• The request
Copy everything in the listing below word for word, apart from any images.
-------------------------
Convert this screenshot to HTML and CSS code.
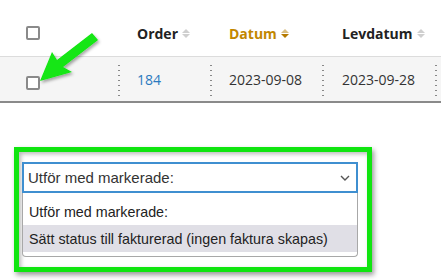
FILE: index.html
```html
<!DOCTYPE html>
<html lang="sv">
<head>
<meta charset="utf-8">
<link rel="stylesheet" href="styles.css">
</head>
<body>
<div class="page">
  <div class="grid">
    <div class="row head">
      <div class="cell c0"><span class="cb"></span></div>
      <div class="cell c1"><span class="th">Order</span><span class="sort"><i class="up"></i><i class="dn"></i></span></div>
      <div class="cell c2"><span class="th active">Datum</span><span class="sort act"><i class="up"></i><i class="dn"></i></span></div>
      <div class="cell c3"><span class="th">Levdatum</span><span class="sort"><i class="up"></i><i class="dn"></i></span></div>
      <div class="cell c4"></div>
    </div>
    <div class="row body">
      <div class="cell c0 sep"><span class="cb"></span></div>
      <div class="cell c1 sep"><a class="link">184</a></div>
      <div class="cell c2 sep">2023-09-08</div>
      <div class="cell c3 sep">2023-09-28</div>
      <div class="cell c4"></div>
    </div>
  </div>

  <div class="panel">
    <div class="select">
      <span>Utför med markerade:</span>
      <svg class="chev" width="10" height="6" viewBox="0 0 10 6"><path d="M1 1 L5 5 L9 1" fill="none" stroke="#555" stroke-width="1.4"/></svg>
    </div>
    <div class="list">
      <div class="opt">Utför med markerade:</div>
      <div class="opt hl">Sätt status till fakturerad (ingen faktura skapas)</div>
    </div>
  </div>

  <svg class="arrow" width="80" height="70" viewBox="0 0 80 70">
    <defs>
      <filter id="sh" x="-20%" y="-20%" width="150%" height="150%">
        <feDropShadow dx="1.5" dy="2" stdDeviation="1.5" flood-color="#000" flood-opacity="0.35"/>
      </filter>
    </defs>
    <polygon filter="url(#sh)" fill="#12e612" points="76,14 70,7 35,34 30,26 18,55 50,46 41,41"/>
  </svg>
</div>
</body>
</html>
```

FILE: styles.css
```css
* { box-sizing: border-box; }
html, body { margin: 0; padding: 0; background: #fff; }
.page { position: relative; width: 441px; height: 280px; overflow: hidden; font-family: "Open Sans", "Noto Sans", sans-serif; }

.grid { width: 460px; }
.row { display: flex; }
.head { height: 57px; border-bottom: 1px solid #dcdcdc; align-items: center; }
.body { height: 46px; background: #f5f5f5; border-bottom: 2px solid #8a8a8a; align-items: center; }

.cell { height: 100%; display: flex; align-items: center; font-size: 14px; color: #333; position: relative; }
.c0 { width: 120px; padding-left: 26px; }
.c1 { width: 92px; padding-left: 17px; }
.c2 { width: 112px; padding-left: 17px; }
.c3 { width: 113px; padding-left: 18px; }
.c4 { flex: 1; }
.head .cell { padding-top: 10px; }
.body .cell { padding-top: 1px; }

.sep::after { content: ""; position: absolute; right: 0; top: 6px; bottom: 4px; width: 2px; background-image: radial-gradient(circle, #888 0.8px, transparent 1px); background-size: 2px 5px; background-repeat: repeat-y; }
.body .c0.sep { padding-top: 8px; }

.cb { display: block; width: 14px; height: 14px; border: 2px solid #8a8a8a; border-radius: 2px; background: #fff; }

.th { font-weight: 700; color: #222; font-size: 14px; }
.th.active { color: #c28700; }
.link { color: #2a7ac0; }

.sort { display: inline-flex; flex-direction: column; gap: 1px; margin-left: 4px; margin-top: 1px; }
.sort i { display: block; width: 0; height: 0; border-left: 4px solid transparent; border-right: 4px solid transparent; }
.sort .up { border-bottom: 4px solid #cfcfcf; }
.sort .dn { border-top: 4px solid #cfcfcf; }
.sort.act .up { border-bottom-color: #d9bd80; }
.sort.act .dn { border-top-color: #b57a00; }

.panel { margin: 44px 0 0 14px; width: 358px; height: 125px; border: 5px solid #10e510; background: #fff; padding: 10px 9px 10px 3px; box-shadow: 2px 3px 5px rgba(0,0,0,0.4), inset 2px 2px 4px rgba(0,0,0,0.28); font-family: "Liberation Sans", Arial, sans-serif; }
.select { height: 31px; border: 2px solid #3f8fd0; display: flex; align-items: center; justify-content: space-between; padding: 0 6px 0 4px; font-size: 15px; color: #333; background: #fff; }
.chev { margin-top: 1px; }
.list { border: 1px solid #a8a8a8; border-top: none; border-radius: 0 0 4px 4px; padding: 5px 0 4px; background: #fff; }
.opt { height: 27px; display: flex; align-items: center; padding-left: 6px; font-size: 14.3px; color: #222; }
.opt.hl { background: #e0dfe6; }

.arrow { position: absolute; left: 22px; top: 26px; }
```
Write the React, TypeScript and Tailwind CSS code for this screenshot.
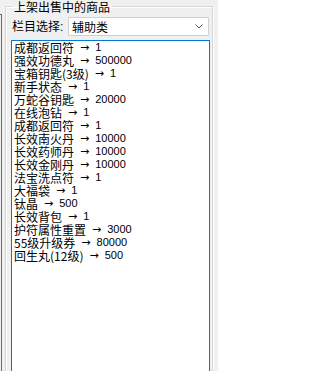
-------------------------
• Task result
Convert this screenshot to HTML and CSS code.
FILE: index.html
```html
<!DOCTYPE html>
<html lang="sv">
<head>
<meta charset="utf-8">
<link rel="stylesheet" href="styles.css">
</head>
<body>
<div class="page">
  <div class="grid">
    <div class="row head">
      <div class="cell c0"><span class="cb"></span></div>
      <div class="cell c1"><span class="th">Order</span><span class="sort"><i class="up"></i><i class="dn"></i></span></div>
      <div class="cell c2"><span class="th active">Datum</span><span class="sort act"><i class="up"></i><i class="dn"></i></span></div>
      <div class="cell c3"><span class="th">Levdatum</span><span class="sort"><i class="up"></i><i class="dn"></i></span></div>
      <div class="cell c4"></div>
    </div>
    <div class="row body">
      <div class="cell c0 sep"><span class="cb"></span></div>
      <div class="cell c1 sep"><a class="link">184</a></div>
      <div class="cell c2 sep">2023-09-08</div>
      <div class="cell c3 sep">2023-09-28</div>
      <div class="cell c4"></div>
    </div>
  </div>

  <div class="panel">
    <div class="select">
      <span>Utför med markerade:</span>
      <svg class="chev" width="10" height="6" viewBox="0 0 10 6"><path d="M1 1 L5 5 L9 1" fill="none" stroke="#555" stroke-width="1.4"/></svg>
    </div>
    <div class="list">
      <div class="opt">Utför med markerade:</div>
      <div class="opt hl">Sätt status till fakturerad (ingen faktura skapas)</div>
    </div>
  </div>

  <svg class="arrow" width="80" height="70" viewBox="0 0 80 70">
    <defs>
      <filter id="sh" x="-20%" y="-20%" width="150%" height="150%">
        <feDropShadow dx="1.5" dy="2" stdDeviation="1.5" flood-color="#000" flood-opacity="0.35"/>
      </filter>
    </defs>
    <polygon filter="url(#sh)" fill="#12e612" points="76,14 70,7 35,34 30,26 18,55 50,46 41,41"/>
  </svg>
</div>
</body>
</html>
```

FILE: styles.css
```css
* { box-sizing: border-box; }
html, body { margin: 0; padding: 0; background: #fff; }
.page { position: relative; width: 441px; height: 280px; overflow: hidden; font-family: "Open Sans", "Noto Sans", sans-serif; }

.grid { width: 460px; }
.row { display: flex; }
.head { height: 57px; border-bottom: 1px solid #dcdcdc; align-items: center; }
.body { height: 46px; background: #f5f5f5; border-bottom: 2px solid #8a8a8a; align-items: center; }

.cell { height: 100%; display: flex; align-items: center; font-size: 14px; color: #333; position: relative; }
.c0 { width: 120px; padding-left: 26px; }
.c1 { width: 92px; padding-left: 17px; }
.c2 { width: 112px; padding-left: 17px; }
.c3 { width: 113px; padding-left: 18px; }
.c4 { flex: 1; }
.head .cell { padding-top: 10px; }
.body .cell { padding-top: 1px; }

.sep::after { content: ""; position: absolute; right: 0; top: 6px; bottom: 4px; width: 2px; background-image: radial-gradient(circle, #888 0.8px, transparent 1px); background-size: 2px 5px; background-repeat: repeat-y; }
.body .c0.sep { padding-top: 8px; }

.cb { display: block; width: 14px; height: 14px; border: 2px solid #8a8a8a; border-radius: 2px; background: #fff; }

.th { font-weight: 700; color: #222; font-size: 14px; }
.th.active { color: #c28700; }
.link { color: #2a7ac0; }

.sort { display: inline-flex; flex-direction: column; gap: 1px; margin-left: 4px; margin-top: 1px; }
.sort i { display: block; width: 0; height: 0; border-left: 4px solid transparent; border-right: 4px solid transparent; }
.sort .up { border-bottom: 4px solid #cfcfcf; }
.sort .dn { border-top: 4px solid #cfcfcf; }
.sort.act .up { border-bottom-color: #d9bd80; }
.sort.act .dn { border-top-color: #b57a00; }

.panel { margin: 44px 0 0 14px; width: 358px; height: 125px; border: 5px solid #10e510; background: #fff; padding: 10px 9px 10px 3px; box-shadow: 2px 3px 5px rgba(0,0,0,0.4), inset 2px 2px 4px rgba(0,0,0,0.28); font-family: "Liberation Sans", Arial, sans-serif; }
.select { height: 31px; border: 2px solid #3f8fd0; display: flex; align-items: center; justify-content: space-between; padding: 0 6px 0 4px; font-size: 15px; color: #333; background: #fff; }
.chev { margin-top: 1px; }
.list { border: 1px solid #a8a8a8; border-top: none; border-radius: 0 0 4px 4px; padding: 5px 0 4px; background: #fff; }
.opt { height: 27px; display: flex; align-items: center; padding-left: 6px; font-size: 14.3px; color: #222; }
.opt.hl { background: #e0dfe6; }

.arrow { position: absolute; left: 22px; top: 26px; }
```
Write the React, TypeScript and Tailwind CSS code for this screenshot.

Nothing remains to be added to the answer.